Nietzsche's other discipline is the more intriguing. It is psychology; and it is intriguing because, as an actual discipline, psychology was still very much in its infancy when Nietzsche was trying to get his own head around it. There are passages that reveal an almost uncanny intuition for where the study of psychology would eventually lead, even if Nietzsche himself lacked any clear sense of the path that would be followed. Consider, for example, his hyperbolic outburst about atomism in "Twilight of the Idols" (in Walter Kaufmann's translation):
The thing itself, to say it once more, the concept of thing is a mere reflex of the faith in the ego as cause. And even your atom, my dear mechanists and physicists—how much error, how much rudimentary psychology is still residual in your atom! Not to mention the "thing-in-itself," the horrendum pudendum of the metaphysicians! And made the very measure of reality! And called God!
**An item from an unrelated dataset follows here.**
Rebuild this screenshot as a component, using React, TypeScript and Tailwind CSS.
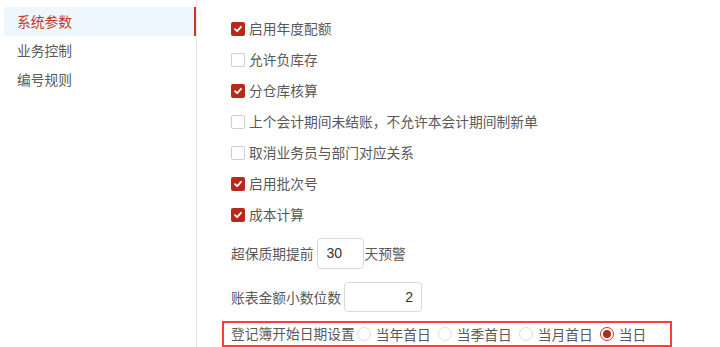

This idea that "faith in the ego as cause" can go so far as to engender "the concept of thing" can be read, from our contemporary point of view, as the first suggestion that reality itself is psychologically constructed, a perspective that would have to wait about a century after Nietzsche's death before being considered as a feasible hypothesis.
Perhaps this strategy on my part reflects one way in which I actually agree with Adler. This is Adler's conviction that we should approach every text we read as if we are entering into a conversation with the author. However, while Adler tended to think in terms of the reader standing on the author's platform to conduct that conversation, it makes just as much sense (since the actual conversation is totally imaginary) for the author to be brought to the reader's contemporary platform. In Nietzsche's case this is a matter of reading his speculations in light of what we now know about human psychology and that still-murky area of consciousness itself. Any such conversation that ensues is likely to be a wild one that may even be well advanced by Nietzsche's preference for hyperbole; but it makes for an invigorating exercise, particularly if one spends much of one's time investigating the academic literature of far more "serious" scientists!